Records for the task:
--*--
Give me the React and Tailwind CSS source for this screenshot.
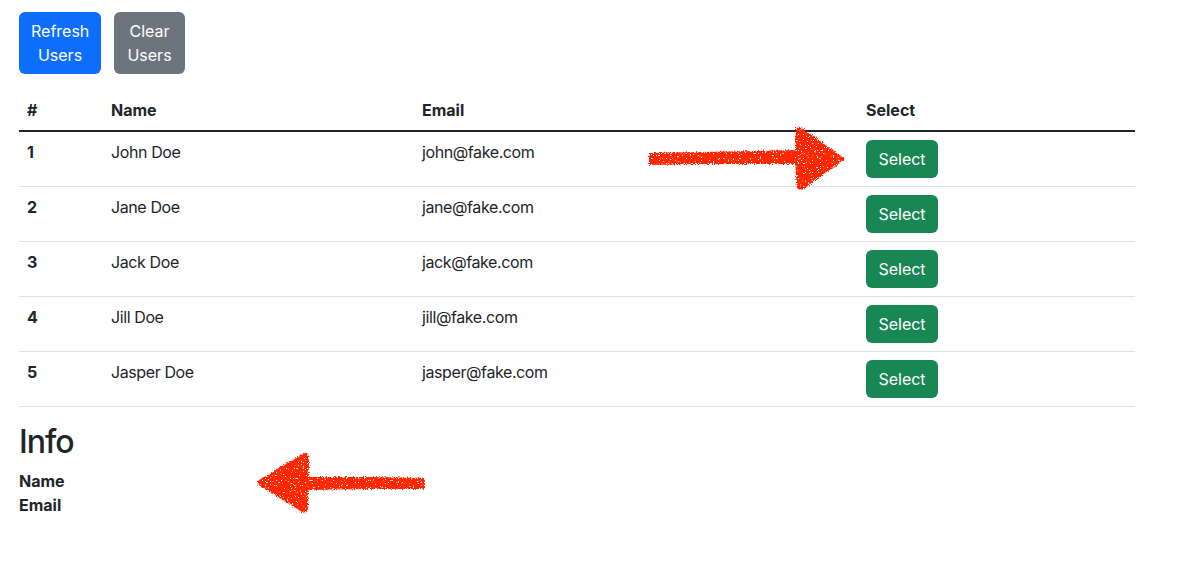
import React from "react";

const users = [
  { id: 1, name: "John Doe", email: "john@fake.com" },
  { id: 2, name: "Jane Doe", email: "jane@fake.com" },
  { id: 3, name: "Jack Doe", email: "jack@fake.com" },
  { id: 4, name: "Jill Doe", email: "jill@fake.com" },
  { id: 5, name: "Jasper Doe", email: "jasper@fake.com" },
];

function Arrows() {
  return (
    <svg
      className="absolute left-0 top-0 pointer-events-none"
      width="1187"
      height="565"
      viewBox="0 0 1187 565"
    >
      <defs>
        <filter id="rough" x="-10%" y="-10%" width="120%" height="120%">
          <feTurbulence type="fractalNoise" baseFrequency="0.9" numOctaves="2" seed="3" result="n" />
          <feDisplacementMap in="SourceGraphic" in2="n" scale="5" xChannelSelector="R" yChannelSelector="G" result="d" />
          <feTurbulence type="fractalNoise" baseFrequency="0.6" numOctaves="2" seed="11" result="n2" />
          <feColorMatrix
            in="n2"
            type="matrix"
            values="0 0 0 0 0  0 0 0 0 0  0 0 0 0 0  -16 0 0 0 11.6"
            result="mask"
          />
          <feComposite in="d" in2="mask" operator="in" />
        </filter>
      </defs>
      <g fill="#ff2600" filter="url(#rough)">
        <path d="M649 153 L700 152 L800 150 L800 164 L700 164 L649 165 Z" />
        <path d="M796 128 Q800 126 806 131 L845 159 L806 187 Q800 192 797 188 Q794 160 796 128 Z" />
        <path d="M305 477 L370 477 L425 478 L425 489 L370 489 L305 490 Z" />
        <path d="M304 453 Q309 451 309 460 L308 506 Q308 515 302 512 L259 485 Q256 483 259 480 Z" />
      </g>
    </svg>
  );
}

export default function App() {
  return (
    <div
      className="relative w-[1187px] h-[565px] bg-white text-[#212529] text-[16px] leading-[24px]"
      style={{ fontFamily: "Inter, 'Noto Sans', sans-serif" }}
    >
      <div className="px-[19px] pt-[12px]">
        <div className="flex gap-[13px]">
          <button className="w-[82px] h-[62px] rounded-[6px] bg-[#0d6efd] text-white px-[12px] py-[6px] leading-[24px]">
            Refresh Users
          </button>
          <button className="w-[71px] h-[62px] rounded-[6px] bg-[#6c757d] text-white px-[12px] py-[6px] leading-[24px]">
            Clear Users
          </button>
        </div>

        <table className="mt-[16px] w-[1116px] border-collapse text-left">
          <thead>
            <tr className="border-b-2 border-[#212529]">
              <th className="w-[84px] h-[40px] px-[8px] py-[8px] font-bold align-top">#</th>
              <th className="w-[311px] px-[8px] py-[8px] font-bold align-top">Name</th>
              <th className="w-[444px] px-[8px] py-[8px] font-bold align-top">Email</th>
              <th className="px-[8px] py-[8px] font-bold align-top">Select</th>
            </tr>
          </thead>
          <tbody>
            {users.map((u) => (
              <tr key={u.id} className="border-b border-[#dee2e6]">
                <td className="px-[8px] py-[8px] font-bold align-top">{u.id}</td>
                <td className="px-[8px] py-[8px] align-top tracking-[-0.4px]">{u.name}</td>
                <td className="px-[8px] py-[8px] align-top tracking-[-0.4px]">{u.email}</td>
                <td className="px-[8px] py-[8px] align-top">
                  <button className="w-[72px] h-[38px] rounded-[6px] bg-[#198754] text-white px-[12px] py-[6px] leading-[24px]">
                    Select
                  </button>
                </td>
              </tr>
            ))}
          </tbody>
        </table>

        <h2 className="mt-[16px] mb-[8px] text-[32px] leading-[38px] font-medium tracking-[-1px]">Info</h2>
        <div className="font-bold">Name</div>
        <div className="font-bold">Email</div>
      </div>
      <Arrows />
    </div>
  );
}
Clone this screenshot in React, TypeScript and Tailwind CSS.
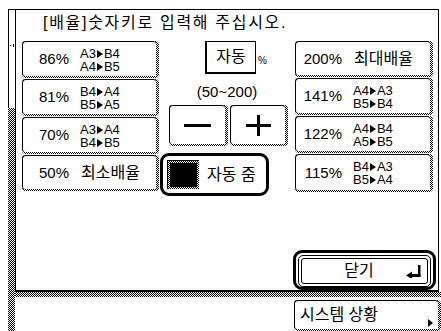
--*--
Problem: Please extract exactly the lines of the data, from the first through the line containing "import React from", and add no pictures to the copy.

Reply to the exercise:
Give me the React and Tailwind CSS source for this screenshot.
import React from "react";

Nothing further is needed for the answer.